Recently we had few issues with our Hyper-V SAN where a number of virtual servers had lost connection to their disk. While this is usually not an issue (they just reboot on the other cluster node), we always have issues on two virtual servers that are terminal servers.
When these servers restart after such a disk outage, they usually hang at the "Applying Computer Policy" screen. Users trying to log on hang at the "Applying User Policy" screen for 60 minutes, and the following event is logged:
Log Name: Application Source: Microsoft-Windows-Winlogon Date: ... Event ID: 6005 Task Category: None Level: Warning Keywords: Classic User: N/A Computer: ... Description: The winlogon notification subscriber <GPClient> is taking long time to handle the notification event (CreateSession).
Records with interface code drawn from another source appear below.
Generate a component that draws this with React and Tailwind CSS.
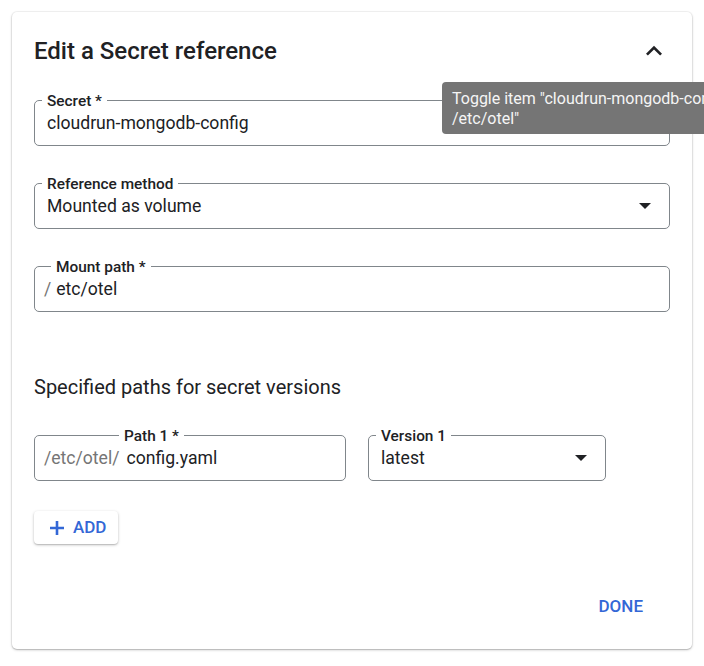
import React from 'react'

const Caret = () => (
  <svg width="12" height="6" viewBox="0 0 12 6" className="shrink-0">
    <path d="M0 0h12L6 6z" fill="#202124" />
  </svg>
)

function Field({ label, labelPos, prefix, prefixGap, value, select, className }) {
  return (
    <div
      className={`relative flex h-[46px] items-center rounded-[5px] border border-[#80868b] pr-[18px] ${className}`}
    >
      <span
        className={`absolute top-0 -translate-y-1/2 bg-white px-[5px] text-[15.4px] font-medium leading-[18px] text-[#202124] ${labelPos}`}
      >
        {label}
      </span>
      {prefix ? (
        <span className={`pl-[9px] text-[17.6px] text-[#757575] ${prefixGap}`}>{prefix}</span>
      ) : (
        <span className="pl-[12px]" />
      )}
      <span className="flex-1 text-[17.6px] text-[#202124]">{value}</span>
      {select && <Caret />}
    </div>
  )
}

export default function App() {
  return (
    <div className="relative h-[666px] w-[704px] overflow-hidden bg-white font-['Roboto',sans-serif]">
      <div className="ml-[12px] mt-[12px] w-[680px] rounded-[5px] bg-white px-[22px] pb-[24px] pt-[22px] shadow-[0_1px_3px_rgba(0,0,0,0.2),0_1px_1px_rgba(0,0,0,0.12),0_0_0_1px_rgba(0,0,0,0.04)]">
        <div className="flex h-[34px] items-center justify-between">
          <h1 className="text-[24px] font-medium leading-[34px] text-[#202124]">Edit a Secret reference</h1>
          <svg width="32" height="32" viewBox="0 0 24 24">
            <path d="M12 8l-6 6 1.41 1.41L12 10.83l4.59 4.58L18 14z" fill="#202124" />
          </svg>
        </div>

        <Field className="mt-[32px]" label="Secret *" labelPos="left-[7px]" value="cloudrun-mongodb-config" />
        <Field
          className="mt-[37px]"
          label="Reference method"
          labelPos="left-[7px]"
          value="Mounted as volume"
          select
        />
        <Field
          className="mt-[37px]"
          label="Mount path *"
          labelPos="left-[16px]"
          prefix="/"
          prefixGap="pr-[5px]"
          value="etc/otel"
        />

        <h2 className="mt-[61px] text-[20px] leading-[28px] text-[#202124]">Specified paths for secret versions</h2>

        <div className="mt-[34px] flex gap-[22px]">
          <Field
            className="w-[312px]"
            label="Path 1 *"
            labelPos="left-[84px]"
            prefix="/etc/otel/"
            prefixGap="pr-[7px]"
            value="config.yaml"
          />
          <Field className="w-[238px]" label="Version 1" labelPos="left-[7px]" value="latest" select />
        </div>

        <button className="mt-[30px] flex h-[33px] w-[84px] items-center gap-[8px] rounded-[4px] bg-white pl-[15px] text-[17px] font-medium text-[#3367d6] shadow-[0_1px_3px_rgba(0,0,0,0.25),0_1px_1px_rgba(0,0,0,0.1)]">
          <svg width="16" height="16" viewBox="0 0 16 16">
            <path d="M8 1v14M1 8h14" stroke="#3367d6" strokeWidth="2.6" />
          </svg>
          ADD
        </button>

        <div className="mt-[45px] flex justify-end">
          <button className="mr-[19px] h-[36px] px-[8px] text-[17px] font-medium text-[#3367d6]">DONE</button>
        </div>
      </div>

      <div className="absolute left-[442px] top-[82px] w-[300px] rounded-[4px] bg-[#757575] px-[10px] pb-[5px] pt-[7px] text-[16px] leading-[20px] text-[#f5f5f5]">
        Toggle item "cloudrun-mongodb-config:
        <br />
        /etc/otel"
      </div>
    </div>
  )
}
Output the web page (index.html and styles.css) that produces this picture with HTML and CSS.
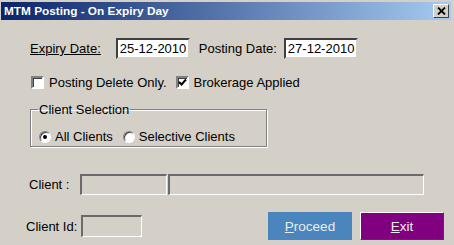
FILE: index.html
```html
<!DOCTYPE html>
<html lang="en">

<head>
  <meta charset="UTF-8">
  <title>MTM Posting - On Expiry Day</title>
  <link rel="stylesheet" href="styles.css">
</head>

<body>
  <div class="window">
    <div class="title-bar">
      <div class="title-text">MTM Posting - On Expiry Day</div>
      <div class="close-btn">
        <svg width="9" height="8" viewBox="0 0 9 8"><path d="M1 0.5 L8 7.5 M8 0.5 L1 7.5" stroke="#000" stroke-width="1.8" /></svg>
      </div>
    </div>

    <div class="content">
      <div class="row dates-row">
        <span class="label expiry-label">Expiry Date:</span>
        <div class="date-box">25-12-2010</div>
        <span class="label posting-label">Posting Date:</span>
        <div class="date-box">27-12-2010</div>
      </div>

      <div class="row checks-row">
        <span class="check"></span>
        <span class="check-label">Posting Delete Only.</span>
        <span class="check checked">
          <svg width="9" height="9" viewBox="0 0 9 9"><path d="M1 4 L3.5 6.5 L8 1.5" fill="none" stroke="#000" stroke-width="2" /></svg>
        </span>
        <span class="check-label">Brokerage Applied</span>
      </div>

      <fieldset class="group">
        <legend>Client Selection</legend>
        <div class="radio-row">
          <span class="radio selected"><span class="dot"></span></span>
          <span class="radio-label">All Clients</span>
          <span class="radio"></span>
          <span class="radio-label">Selective Clients</span>
        </div>
      </fieldset>

      <div class="row client-row">
        <span class="label client-label">Client :</span>
        <div class="flat-box code-box"></div>
        <div class="flat-box name-box"></div>
      </div>

      <div class="row bottom-row">
        <span class="label client-id-label">Client Id:</span>
        <div class="flat-box id-box"></div>
        <div class="buttons">
          <div class="btn proceed-btn"><u>P</u>roceed</div>
          <div class="btn exit-btn"><u>E</u>xit</div>
        </div>
      </div>
    </div>
  </div>
</body>

</html>
```

FILE: styles.css
```css
* {
  margin: 0;
  padding: 0;
  box-sizing: border-box;
}

body {
  font-family: 'Liberation Sans', Arial, sans-serif;
  font-size: 13px;
  color: #000;
  background: #d4d0c8;
}

.window {
  width: 454px;
  height: 245px;
  background: #d4d0c8;
  padding: 2px 3px 0 1px;
  overflow: hidden;
}

.title-bar {
  height: 18px;
  display: flex;
  align-items: center;
  justify-content: space-between;
  background: linear-gradient(to right, #0a246a, #a6caf0);
  padding: 0 2px 0 3px;
}

.title-text {
  color: #fff;
  font-weight: 700;
  font-size: 11.8px;
}

.close-btn {
  width: 16px;
  height: 14px;
  background: #d4d0c8;
  border: 1px solid;
  border-color: #fff #404040 #404040 #fff;
  display: flex;
  align-items: center;
  justify-content: center;
}

.content {
  padding-left: 29px;
}

.row {
  display: flex;
  align-items: center;
  white-space: nowrap;
}

.dates-row {
  margin-top: 18px;
  height: 21px;
}

.expiry-label {
  text-decoration: underline;
  margin-right: 15px;
}

.posting-label {
  margin: 0 7px 0 9px;
}

.date-box {
  width: 74px;
  height: 21px;
  background: #fff;
  border: 2px solid;
  border-color: #404040 #d4d0c8 #d4d0c8 #404040;
  padding-left: 2px;
  line-height: 17px;
  font-size: 13px;
  white-space: nowrap;
}

.checks-row {
  margin-top: 15px;
  height: 16px;
}

.check {
  width: 13px;
  height: 13px;
  background: #fff;
  border: 2px solid;
  border-color: #808080 #fff #fff #808080;
  box-shadow: inset 1px 1px 0 #404040;
  display: flex;
  align-items: center;
  justify-content: center;
  margin: 0 1px 0 1px;
}

.check-label {
  margin: 0 8px 0 4px;
}

.group {
  margin-top: 12px;
  width: 237px;
  height: 45px;
  border: 1px solid #808080;
  box-shadow: 1px 1px 0 #fff, inset 1px 1px 0 #fff;
  padding: 0 8px;
}

.group legend {
  padding: 0 1px;
  margin-left: -1px;
  line-height: 15px;
}

.radio-row {
  display: flex;
  align-items: center;
  margin-top: 12px;
  white-space: nowrap;
}

.radio {
  width: 12px;
  height: 12px;
  border-radius: 50%;
  background: #fff;
  border: 1px solid;
  border-color: #808080 #fff #fff #808080;
  box-shadow: inset 1px 1px 0 #404040;
  display: flex;
  align-items: center;
  justify-content: center;
}

.dot {
  width: 4px;
  height: 4px;
  border-radius: 50%;
  background: #000;
}

.radio-label {
  margin: 0 10px 0 4px;
}

.client-row {
  margin-top: 27px;
  height: 21px;
}

.client-label {
  width: 51px;
  margin-left: -1px;
}

.flat-box {
  height: 21px;
  border: 2px solid;
  border-color: #6a6a6a #fff #fff #6a6a6a;
  border-width: 2px 1px 1px 2px;
}

.code-box {
  width: 87px;
  margin-right: 1px;
}

.name-box {
  width: 256px;
}

.bottom-row {
  margin-top: 17px;
  margin-left: -4px;
  height: 28px;
}

.client-id-label {
  width: 55px;
}

.id-box {
  width: 61px;
  height: 22px;
}

.buttons {
  display: flex;
  gap: 8px;
  margin-left: 126px;
}

.btn {
  width: 84px;
  height: 28px;
  display: flex;
  align-items: center;
  justify-content: center;
  color: #ececec;
  font-size: 13.5px;
}

.proceed-btn {
  background: #4a86bd;
}

.exit-btn {
  background: #800080;
  border: 1px solid;
  border-color: #fff #404040 #404040 #fff;
}
```
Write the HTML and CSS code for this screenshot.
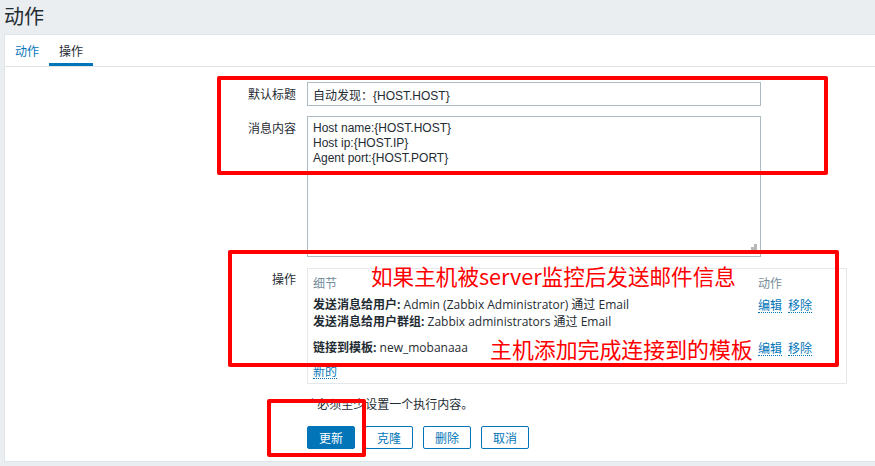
FILE: index.html
```html
<!DOCTYPE html>
<html lang="zh">
<head>
<meta charset="utf-8">
<title>动作</title>
<link rel="stylesheet" href="styles.css">
</head>
<body>
<header class="page-head">
  <h1 class="page-title">动作</h1>
</header>
<main class="panel">
  <nav class="tabs">
    <a class="tab">动作</a>
    <a class="tab tab-active">操作</a>
  </nav>
  <form class="form">
    <div class="row">
      <label class="label">默认标题</label>
      <div class="field"><input class="input" type="text" value="自动发现：{HOST.HOST}"></div>
    </div>
    <div class="row">
      <label class="label">消息内容</label>
      <div class="field">
        <div class="textarea-wrap">
          <textarea class="textarea">Host name:{HOST.HOST}
Host ip:{HOST.IP}
Agent port:{HOST.PORT}</textarea>
          <span class="grip"></span>
        </div>
      </div>
    </div>
    <div class="row row-ops">
      <label class="label">操作</label>
      <div class="field">
        <div class="ops">
          <div class="ops-row ops-head">
            <div class="ops-detail">细节</div>
            <div class="ops-action">动作</div>
          </div>
          <div class="ops-row">
            <div class="ops-detail">
              <div><b>发送消息给用户:</b> Admin (Zabbix Administrator) 通过 Email</div>
              <div><b>发送消息给用户群组:</b> Zabbix administrators 通过 Email</div>
            </div>
            <div class="ops-action"><a class="link">编辑</a><a class="link">移除</a></div>
          </div>
          <div class="ops-row">
            <div class="ops-detail"><b>链接到模板:</b> new_mobanaaa</div>
            <div class="ops-action"><a class="link">编辑</a><a class="link">移除</a></div>
          </div>
          <div class="ops-new"><a class="link">新的</a></div>
        </div>
      </div>
    </div>
    <div class="row row-note">
      <span class="label"></span>
      <div class="field note"><span class="ast">*</span> 必须至少设置一个执行内容。</div>
    </div>
    <div class="row row-buttons">
      <span class="label"></span>
      <div class="field buttons">
        <button type="button" class="btn btn-primary">更新</button>
        <button type="button" class="btn">克隆</button>
        <button type="button" class="btn">删除</button>
        <button type="button" class="btn">取消</button>
      </div>
    </div>
  </form>
  <div class="mark mark-1"></div>
  <div class="mark mark-2"></div>
  <div class="mark mark-3"></div>
  <div class="note-red note-red-1">如果主机被server监控后发送邮件信息</div>
  <div class="note-red note-red-2">主机添加完成连接到的模板</div>
</main>
</body>
</html>
```

FILE: styles.css
```css
* { box-sizing: border-box; }
html, body { margin: 0; padding: 0; }
body {
  background: #ebeef0;
  font-family: "Liberation Sans", "Noto Sans CJK SC", sans-serif;
  font-size: 12px;
  color: #1f2c33;
  width: 875px;
  height: 466px;
  overflow: hidden;
}
.page-head { height: 34px; padding-left: 4px; display: flex; align-items: center; }
.page-title {
  margin: 0;
  font-family: "Noto Sans CJK SC", sans-serif;
  font-size: 20px;
  font-weight: 400;
  line-height: 24px;
  color: #1f2c33;
  position: relative;
  top: -1px;
}
.panel {
  position: relative;
  margin-left: 4px;
  height: 428px;
  background: #fff;
  border: 1px solid #dfe4e7;
  border-right: none;
}
.tabs {
  height: 32px;
  display: flex;
  border-bottom: 1px solid #dfe4e7;
}
.tab {
  display: flex;
  align-items: center;
  padding: 0 10px;
  height: 31px;
  color: #0275b8;
  font-family: "Noto Sans CJK SC", sans-serif;
  font-size: 12px;
  border-bottom: 3px solid transparent;
  padding-top: 3px;
}
.tab-active { color: #1f2c33; border-bottom-color: #0275b8; }
.form { padding-top: 15px; display: flex; flex-direction: column; }
.row { display: grid; grid-template-columns: 291px 540px; column-gap: 11px; margin-bottom: 10px; }
.label {
  text-align: right;
  font-family: "Noto Sans CJK SC", sans-serif;
  font-size: 12px;
  line-height: 24px;
}
.input {
  display: block;
  width: 454px;
  height: 24px;
  border: 1px solid #acbbc2;
  padding: 0 5px;
  font-family: "Liberation Sans", "Noto Sans CJK SC", sans-serif;
  font-size: 12px;
  color: #1f2c33;
  outline: none;
}
.textarea-wrap { position: relative; width: 454px; height: 141px; }
.textarea {
  display: block;
  width: 454px;
  height: 141px;
  border: 1px solid #acbbc2;
  padding: 4px 5px;
  font-family: "Liberation Sans", "Noto Sans CJK SC", sans-serif;
  font-size: 12px;
  line-height: 15px;
  color: #1f2c33;
  resize: none;
  outline: none;
}
.grip {
  position: absolute;
  right: 4px;
  bottom: 4px;
  width: 9px;
  height: 9px;
  background:
    linear-gradient(#b5b9bc, #b5b9bc) 6px 0 / 3px 3px no-repeat,
    linear-gradient(#b5b9bc, #b5b9bc) 3px 3px / 3px 3px no-repeat,
    linear-gradient(#b5b9bc, #b5b9bc) 6px 3px / 3px 3px no-repeat,
    linear-gradient(#b5b9bc, #b5b9bc) 0 6px / 3px 3px no-repeat,
    linear-gradient(#b5b9bc, #b5b9bc) 3px 6px / 3px 3px no-repeat,
    linear-gradient(#b5b9bc, #b5b9bc) 6px 6px / 3px 3px no-repeat;
}
.row-ops { margin-top: 1px; }
.row-ops .label { line-height: 20px; padding-top: 1px; }
.ops {
  width: 540px;
  border: 1px solid #e4e8ea;
  padding: 0 5px 4px 5px;
  font-family: "Open Sans", "Noto Sans CJK SC", sans-serif;
  font-size: 12px;
  line-height: 17px;
}
.ops-row { display: flex; padding: 4px 0 5px; }
.ops-head { height: 23px; padding: 5px 0 0; color: #768d99; font-family: "Noto Sans CJK SC", sans-serif; font-size: 12px; }
.ops-detail { flex: 1; }
.ops-detail b { font-weight: 700; font-family: "Open Sans", "Noto Sans CJK SC", sans-serif; }
.ops-action { width: 83px; display: flex; gap: 6px; align-items: flex-start; }
.link {
  color: #0275b8;
  font-family: "Noto Sans CJK SC", sans-serif;
  font-size: 12px;
  line-height: 15px;
  border-bottom: 1px dotted #0275b8;
  text-decoration: none;
  margin-top: 1px;
}
.ops-new { padding-top: 1px; display: flex; }
.row-note { margin-top: 0; margin-bottom: 0; }
.note {
  font-family: "Noto Sans CJK SC", sans-serif;
  font-size: 12px;
  line-height: 20px;
  padding-left: 3px;
}
.ast { color: #1f2c33; font-size: 10px; position: relative; top: -3px; }
.row-buttons { margin-top: 11px; }
.buttons { display: flex; gap: 10px; }
.btn {
  height: 23px;
  padding: 0 11px;
  border: 1px solid #0275b8;
  border-radius: 2px;
  background: #fff;
  color: #0275b8;
  font-family: "Noto Sans CJK SC", sans-serif;
  font-size: 12px;
  line-height: 21px;
}
.btn-primary { background: #0275b8; color: #fff; }
.mark {
  position: absolute;
  border: 4px solid #ff0000;
  border-radius: 2px;
}
.mark-1 { left: 212px; top: 41px; width: 611px; height: 99px; }
.mark-2 { left: 223px; top: 215px; width: 611px; height: 117px; }
.mark-3 { left: 262px; top: 364px; width: 99px; height: 58px; }
.note-red {
  position: absolute;
  color: #ff0000;
  font-family: "Noto Sans CJK SC", sans-serif;
  font-weight: 400;
  white-space: nowrap;
}
.note-red-1 { left: 366px; top: 226px; font-size: 21.6px; line-height: 30px; }
.note-red-2 { left: 485px; top: 299px; font-size: 21.9px; line-height: 30px; }
```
In most cases, it helps to perform the following procedure to get the server back working:
- disable GPSVC (through PSEXEC -s) and reboot
- remove from domain and re-join
- delete C:\ProgramData\Microsoft\Group Policy and C:\Windows\System32\GroupPolicy
- schedule CHKDSK
- reboot
I really wonder why this issue happens only on the two RDP servers and not on the ca. 50 other servers on the same Hyper-V cluster. Of course the RDP servers have way more user profiles, but that should be the only difference that comes to my mind.
Does anyone have an idea what can cause this, or how to trace the issue if it happens again? I also checked the GPSVC.LOG and enabled debug logging but did not find any helpful information.